DataDog / datadog-lambda-extension

Datadog Lambda Extension
Apache License 2.0
76 stars 4 forks source link

Missing lambda spans when called from distributed map in step functions #268

Open adatob opened 3 months ago

adatob commented 3 months ago

Hi,

I'm struggling with the problem of missing spans in DataDog when calling a lambda function from a step function where distributed maps are in use. Considering the AWS developer guide there is an information that Step Functions doesn't support X-Ray tracing for the child workflow executions started by a Distributed Map state. I am still able to re-enable X-Ray tracing by creating a new segment inside the function, however such traces are not pulled by the DD - X-Ray integration. Moreover the child spans created with the dd-trace tracer are not visible anymore. Only spans created by the extension layer are still visible in DD: one or two depending on the cold start.

With the manual lambda invocation the spans created and all associated X-Ray traces are visible id DD.

I wonder if there is any alternative solution that:

  1. Make the traces created by the new X-Ray segment visible to DD.
  2. will allow you to create new dd-trace spans and associate them with a given lambda call by SF

current environment details:

I will be grateful for the community's support on this topic,

Adam.

agocs commented 3 months ago

Hi Adam, Unforuntately, Datadog also can't trace across a distributed map state. The distributed map state doesn't pass enough context to the lambda function to be able to reconstruct a trace ID. Distributed map states also result in, theoretically, very wide traces, which presents a problem for both X-Ray and our APM system. Both of these are problems we are working to solve, but I suspect it won't be quick.

If you send an email to support@datadoghq.com, you can ask them to add you to the feature request for span linking across distributed map states.

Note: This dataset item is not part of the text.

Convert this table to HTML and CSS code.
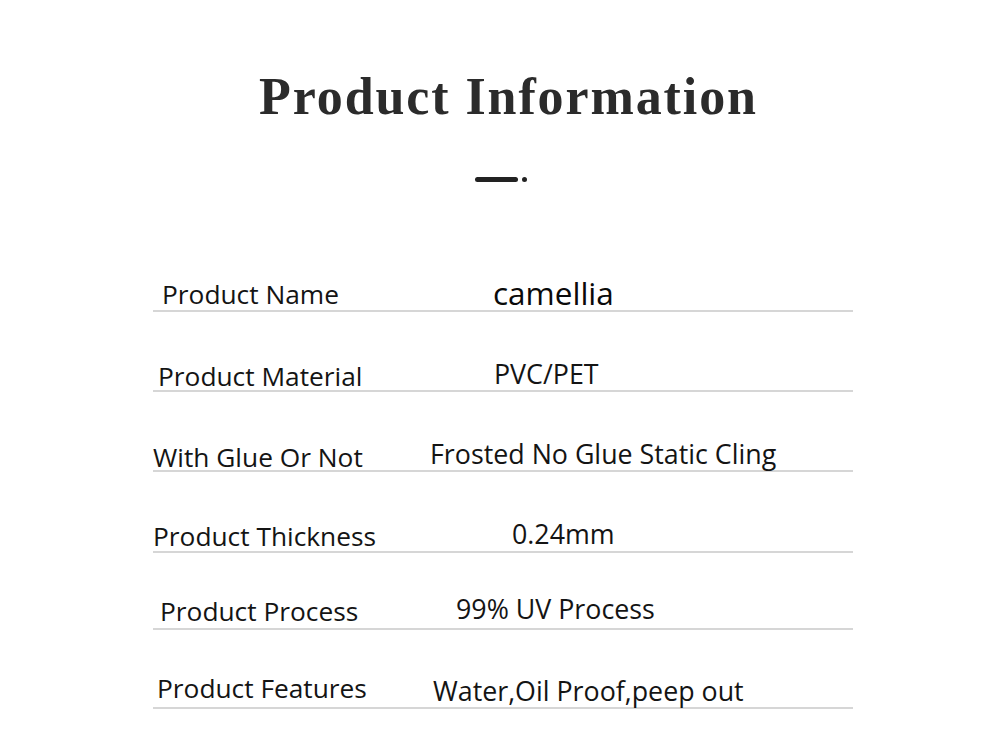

Sorry and all the best! -Chris

adatob commented 3 months ago

Thanks for the quick response.

I fully accept the argument related to the properties of distributed maps. However, do you see any way to configure the X-Ray integration to be able to pull the manually created (besides the active tracing) segments, being aware that they may be not correlated with traces created by the Datadog extension or spans created within the step function?

I'm wondering if the lambda traces might be completely independent from step function trace, like for the manual function invocation. In my case this will be even better than nothing.

Best regards, Adam

agocs commented 3 months ago

Hi @adatob , do you mean something like this?

image

It seems like it should just work. You could use our X-Ray integration or instrument the Lambda functions using datadog instrumentation, whatever you want.

nine5two7 commented 3 months ago

Hello. We are currently working with AWS on supporting Distributed MapStates. There have been a couple of sync meetings between AWS and us recently. We need their help to inject some useful data into execution logs so that span linking can be possible.

For the XRay solution, AWS engineers previously told us that it cannot support Distributed MapStates either. XRay is facing the same problem as we are, and it may also have more concerns about the scale of the fan-out.